K-means algorithm----PRML读书笔记

The K-means algorithm is based on the use of squared Euclidean distance as the measure of dissimilarity between a data point and a prototype vector. Our goal is to partition the data set into some number K of clusters, where we shall suppose for the moment that the value of K is given. We can then define an objective function, sometimes called a distortion measure, given by J=Σ_nΣ_kr_nk||x_n-μ_k||²,where n=1,...N, k=1,...,K, N is observations of a random D-dimensional Euclidean variable x, K is number of clusters.

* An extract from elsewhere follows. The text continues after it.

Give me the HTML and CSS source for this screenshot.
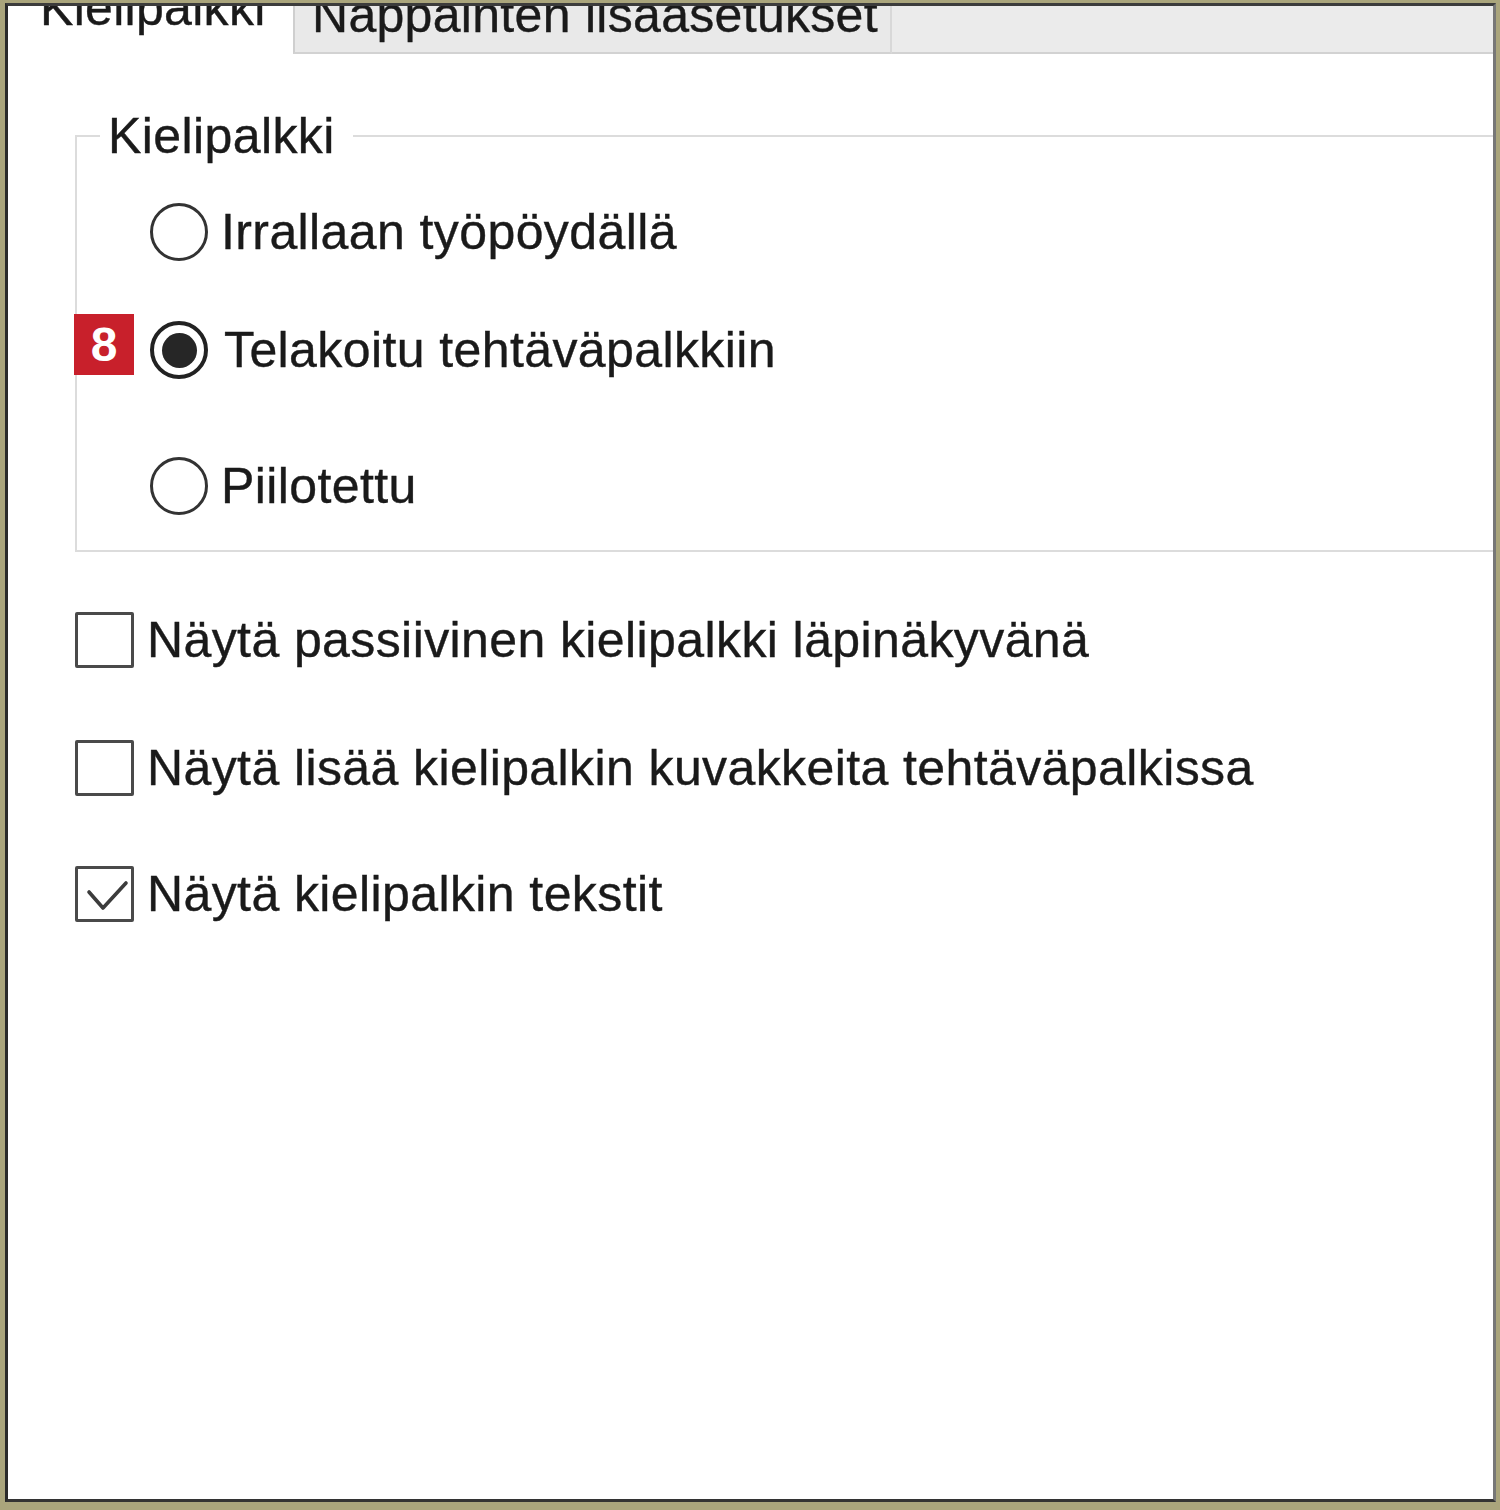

J represents the sum of the squares of the distances of each data point to its assigned vector μ_k. We can think of the μ_k as representing the centres of the clusters. Our goal is to find values for the {r_nk} and the {μ_k} so as to minimize J. First we choose some initial values for the μ_k.Then in the first phase we minimize J with respect to the r_nk, keeping the μ_k fixed. In the second phase we minimize J with respect to μ_k, keeping r_nk fixed. This two-stage optimization is then repeated until convergence. We simply assign the n^th data point to the closest cluster centre, this can be expressed as r_nk=1,if k=argmin_j||x_n-μ_j||², otherwise r_nk=0. The objective function J is a quadratic function of μ_k, and it can be minimized by setting its derivative with respect to μ_kto zero giving 2Σ_nr_nk(x_n-μ_k)=0. μ_k=(Σ_nr_nkx_n)/(Σ_nr_nk), this result has a simple interpretation, namely set μ_k equal to the mean of all of the data points x_n assigned to cluster k. For this reason, the procedure is known as the K-means algorithm.